Q - How do you think Palestinian leaders should respond to the current situation?
RK - "They should re-establish the unity of the Palestinian national movement on the basis of an agreed new strategy for confronting Israel's control over the entirety of Palestine, they should pronounce that the Oslo accords, which in 21 years have failed to bring about an end to Israeli occupation and colonization, are null and void, and they should insist on a truly honest broker as a mediator rather than the United States, which is totally biased in favor of the aggressor and occupier, Israel."
MR - "At the very least one would have expected Mahmoud Abbas to urgently travel to the Gaza Strip and engage in efforts to lead the response to end this assault. Instead he has been sitting in Ramallah with his main concern that Hamas emerges weakened rather than strengthened from this crisis. It's an abject failure of leadership.
"More broadly Palestinians need to undertake concrete steps to ensure national unity, first and foremost through overcoming the schism that has been with us since 2007 and agreement on a common strategy and national program."

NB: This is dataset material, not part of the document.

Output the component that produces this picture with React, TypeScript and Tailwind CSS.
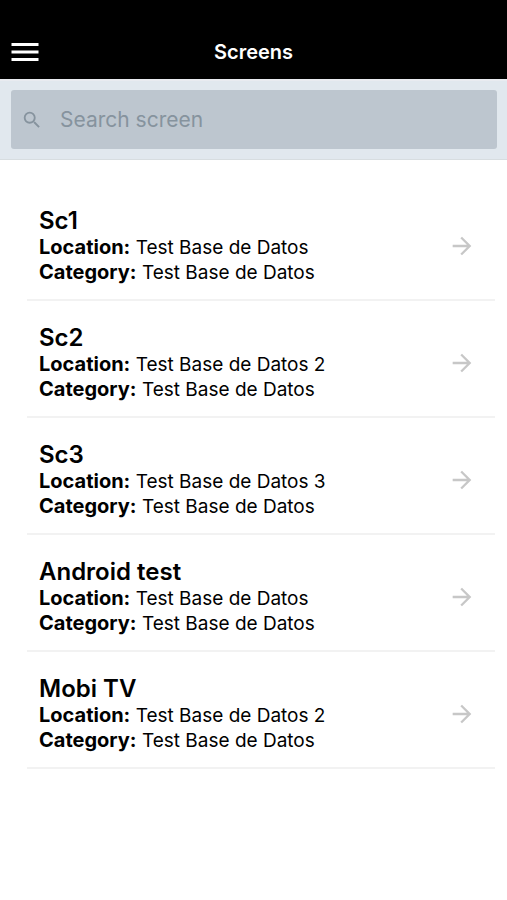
import { MdArrowForward, MdMenu, MdSearch } from "react-icons/md";

type Screen = { name: string; location: string; category: string };

const screens: Screen[] = [
  { name: "Sc1", location: "Test Base de Datos", category: "Test Base de Datos" },
  { name: "Sc2", location: "Test Base de Datos 2", category: "Test Base de Datos" },
  { name: "Sc3", location: "Test Base de Datos 3", category: "Test Base de Datos" },
  { name: "Android test", location: "Test Base de Datos", category: "Test Base de Datos" },
  { name: "Mobi TV", location: "Test Base de Datos 2", category: "Test Base de Datos" },
];

function Header() {
  return (
    <header className="grid grid-cols-[1fr_auto_1fr] items-center bg-black px-[7px] pt-[34px] pb-[9px] text-white">
      <button type="button" aria-label="Open menu" className="justify-self-start">
        <MdMenu className="size-9" />
      </button>
      <h1 className="text-xl leading-9 font-semibold">Screens</h1>
    </header>
  );
}

function SearchBar() {
  return (
    <div className="border-t-2 border-b border-t-[#e9ebf0] border-b-[#d7dde0] bg-[#e1e8ee] pt-[9px] pr-2.5 pb-2.5 pl-[11px]">
      <label className="flex h-[59px] items-center rounded-[3px] bg-[#bdc6cf] pl-2.5 text-[#86939e]">
        <MdSearch className="size-[22px] shrink-0" />
        <input
          type="search"
          aria-label="Search screen"
          placeholder="Search screen"
          className="ml-[17px] min-w-0 flex-1 bg-transparent text-[21px] outline-none placeholder:text-[#86939e]"
        />
      </label>
    </div>
  );
}

function Detail({ label, value }: { label: string; value: string }) {
  return (
    <p className="text-[19px] leading-[25px]">
      <strong className="text-xl leading-[25px] font-bold">{label}:</strong> {value}
    </p>
  );
}

function ScreenRow({ screen }: { screen: Screen }) {
  return (
    <li className="border-b-2 border-[#f2f2f2]">
      <button type="button" className="flex w-full items-center pt-[22px] pr-[19px] pb-[14px] pl-3 text-left">
        <div className="min-w-0 flex-1">
          <h2 className="text-2xl leading-[29px] font-semibold">{screen.name}</h2>
          <Detail label="Location" value={screen.location} />
          <Detail label="Category" value={screen.category} />
        </div>
        <MdArrowForward className="size-7 shrink-0 text-[#c7c7c7]" />
      </button>
    </li>
  );
}

export default function App() {
  return (
    <div className="min-h-screen bg-white font-['Inter',sans-serif] text-black">
      <Header />
      <SearchBar />
      <main className="pt-6 pr-3 pl-[27px]">
        <ul>
          {screens.map((screen) => (
            <ScreenRow key={screen.name} screen={screen} />
          ))}
        </ul>
      </main>
    </div>
  );
}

NE - "Palestinian leaders need to launch a full court political offensive against Israel’s violations of international law, systematic human rights abuses, and structural violence, employing all available legal, diplomatic and grassroots means. Multilateral institutions such the International Criminal Court should be engaged to hold Israel to account for war crimes such as the disproportionate use of force and settlement construction, and Palestinian leaders should fully embrace the Boycott, Divestment, and Sanctions (BDS) movement."